# Triple Integral problem (maybe using spherical coordiantes)

## Homework Statement

Integrate the function f(xyz)=−4x+6y over the solid given by the "slice" of an ice-cream cone in the first octant bounded by the planes x=0 and y=x*sqrt(22/3) and contained in a sphere centered at the origin with radius 13 and a cone opening upwards from the origin with top radius 5.

## Homework Equations

x^2+y^2+z^2=p(row)
x=p(sinf(fie)*cost(theta)
y=p*sinfsint

## The Attempt at a Solution

So I changed function 6y-4x into the terms of spherical coordinates. While i attempted to find the limits of the integral, I'm not sure if my drawing is correct:

But I assumed it meant that the region had to be inside the cone such that it was in the first octet (since it's bounded by x=0 which is the yz plane --NOT SHOWN IN PICTURE), but I'm not sure how the ice cream part has to do with this...
Could someone just explain to me what the trace part means and also explain if my drawing is right, I have no idea what inside the circle and the cone means..

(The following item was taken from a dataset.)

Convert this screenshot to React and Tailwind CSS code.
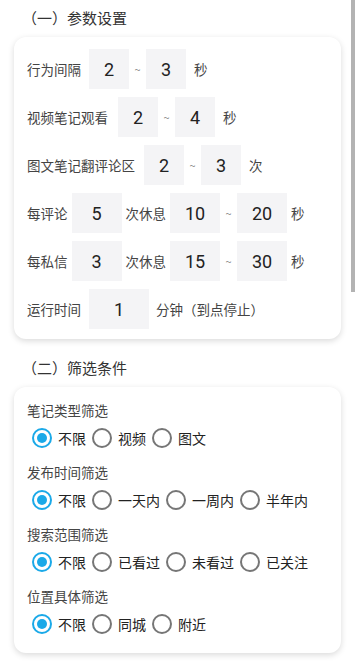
import { useState } from 'react'

const FONT = { fontFamily: '"Noto Sans CJK SC", "Noto Sans", sans-serif' }

function Box({ value, w = 'w-10' }) {
  return (
    <div
      className={`${w} h-10 bg-[#f4f4f6] flex items-center justify-center text-[18px] text-[#222] shrink-0`}
      style={{ fontFamily: 'Roboto, "Noto Sans", sans-serif' }}
    >
      {value}
    </div>
  )
}

function Tilde() {
  return <span className="w-[17px] text-center text-[11px] text-[#888] shrink-0">~</span>
}

function Radio({ checked, label, onClick }) {
  return (
    <button onClick={onClick} className="flex items-center mr-[6px]">
      <span
        className={`w-[20px] h-[20px] rounded-full border-2 flex items-center justify-center mr-[6px] ${
          checked ? 'border-[#1aa9e8]' : 'border-[#767676]'
        }`}
      >
        {checked && <span className="w-[10px] h-[10px] rounded-full bg-[#1aa9e8]" />}
      </span>
      <span className="text-[14px] text-[#222]">{label}</span>
    </button>
  )
}

function RadioGroup({ title, options }) {
  const [sel, setSel] = useState(0)
  return (
    <div>
      <div className="text-[13.5px] text-[#444] leading-[22px]">{title}</div>
      <div className="flex items-center pl-[5px] mt-[5px] h-[24px]">
        {options.map((o, i) => (
          <Radio key={o} label={o} checked={sel === i} onClick={() => setSel(i)} />
        ))}
      </div>
    </div>
  )
}

export default function App() {
  return (
    <div className="relative w-[355px] h-[664px] bg-white overflow-hidden" style={FONT}>
      {/* scrollbar thumb */}
      <div className="absolute right-0 top-0 w-[4px] h-[292px] bg-[#b3b3b3]" />

      <div className="pl-[22px] pt-[6px] text-[15px] text-[#333] leading-[24px]">（一）参数设置</div>

      <div className="mx-[14px] mt-[7px] rounded-[12px] bg-white shadow-[0_2px_6px_rgba(0,0,0,0.15)] pl-[13px] pt-[12px] pb-[10px] flex flex-col gap-2 text-[13.5px] text-[#444]">
        <div className="flex items-center">
          <span className="mr-2">行为间隔</span>
          <Box value="2" />
          <Tilde />
          <Box value="3" />
          <span className="ml-2">秒</span>
        </div>
        <div className="flex items-center">
          <span className="mr-[10px]">视频笔记观看</span>
          <Box value="2" />
          <Tilde />
          <Box value="4" />
          <span className="ml-2">秒</span>
        </div>
        <div className="flex items-center">
          <span className="mr-[9px]">图文笔记翻评论区</span>
          <Box value="2" />
          <Tilde />
          <Box value="3" />
          <span className="ml-2">次</span>
        </div>
        <div className="flex items-center">
          <span className="mr-1">每评论</span>
          <Box value="5" w="w-[50px]" />
          <span className="mx-1">次休息</span>
          <Box value="10" w="w-[50px]" />
          <Tilde />
          <Box value="20" w="w-[50px]" />
          <span className="ml-1">秒</span>
        </div>
        <div className="flex items-center">
          <span className="mr-1">每私信</span>
          <Box value="3" w="w-[50px]" />
          <span className="mx-1">次休息</span>
          <Box value="15" w="w-[50px]" />
          <Tilde />
          <Box value="30" w="w-[50px]" />
          <span className="ml-1">秒</span>
        </div>
        <div className="flex items-center">
          <span className="mr-2">运行时间</span>
          <Box value="1" w="w-[60px]" />
          <span className="ml-[7px]">分钟（到点停止）</span>
        </div>
      </div>

      <div className="pl-[22px] mt-[17px] text-[15px] text-[#333] leading-[24px]">（二）筛选条件</div>

      <div className="mx-[14px] mt-[7px] rounded-[12px] bg-white shadow-[0_2px_6px_rgba(0,0,0,0.15)] pl-[13px] pt-[12px] pb-[17px] flex flex-col gap-[11px]">
        <RadioGroup title="笔记类型筛选" options={['不限', '视频', '图文']} />
        <RadioGroup title="发布时间筛选" options={['不限', '一天内', '一周内', '半年内']} />
        <RadioGroup title="搜索范围筛选" options={['不限', '已看过', '未看过', '已关注']} />
        <RadioGroup title="位置具体筛选" options={['不限', '同城', '附近']} />
      </div>
    </div>
  )
}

I would recommend cylindrical coordinates because there is more cylindrical symmetry than spherical symmetry. If you alter the coordinates so that the axis of the cone is along the z-axis then you have cone itself as given by $z= \sqrt{22/3}r$ and the sphere by r^2+ z^2= 169. To integrate over that, $\theta$ goes from 0 to $2\pi$, r goes from 0 to 5, and z goes from $\sqrt{22/3}r$ to $\sqrt{169- r^2}$. Of course, now the integrand is $f(x, y, z)= -4x+ 6z= -4rcos(\theta)+ 6z$ since we have swapped y and z.